The basics of chunked video coding

As codecs like AV1 and VVC start to permeate through the internet some of us are left wondering if we'll soon see the day where our own content is encoded with these advanced video codecs.

While codecs are generally getting better and better, what is often skipped over is the complexity and time to encode. AV1 can be challenging to encode, especially if quality is important. While hardware encoders are getting better, CPU coding is still better in terms of quality.

That being said, transcoding content to AV1 on a single machine is most of the time just not practical. In this post, I'd like to layout some stuff I've learned while building chunked based transcoding systems.

Architecture

The basic premise of chunked video coding is to split up a video, process each chunk individually (without audio) and mux the segments back together once everything is done. There are many examples of how to do this on a single machine but scant good examples of how to build a system that can scale across tens or thousands of nodes. I think the reason for this is in part because it's really fucking hard to build a system like this. I've been working on open source approaches to chunked transcoding for years and about every 6 months I start over.

Segmentation

This step is the process of splitting up the video. Typically, this is done by splitting at or around I-frames. So if you have a large GOP it could be tricky to split up a video.
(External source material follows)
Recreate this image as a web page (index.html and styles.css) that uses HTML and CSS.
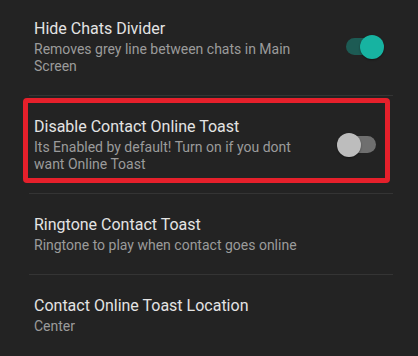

ffmpeg -i input.mkv -f segment -c copy -an -segment_time 10 %07d.mkv
I use .mkv almost exclusively, though other containers can work

Notice here that I am specifying the flag `-an` which instructs ffmpeg to skip outputing audio. This is critical when processing chunks of videos. When audio is added to each chunk it changes the timestamps of each chunk very slighlt. Once you mux segments back together you'll find a nasty drift in your A/V sync.

Once segmentation is complete you should have something like this.

├── segments
│   ├── 001.mkv
│   └── 002.mkv
│   └── 00n.mkv
├── audio.wav

With the chunks ready, now we need to transcode them

Transcoding

Transcoding chunks is just as it sounds. We invoke the same command on each chunk and store the output file.

ffmpeg -i segments/001.mkv -c:v libsvtav1 -crd 30 -preset 5 transcoded/001.mkv

Concatenation

This is the process of taking our transcoded segments and recombining them

concat.txt

file 'transcoded/001.mkv'
file 'transcoded/002.mkv'

ffmpeg -f concat -safe 0 -i concat.txt -i audio.wav -c copy output.mp4

I/O Bound

Video encoding is extremely cpu intensive but it is also very I/O heavy. When we take this monolithic process of transcoding a video and break it up into chunks, we have to contend with an enormous amount of network traffic within the system. Instead of processing a 100gb file on a single machine, we may process 100 1gb files on 10 machines. That's a lot of I/O and we need pretty beafy network servers to handle this load.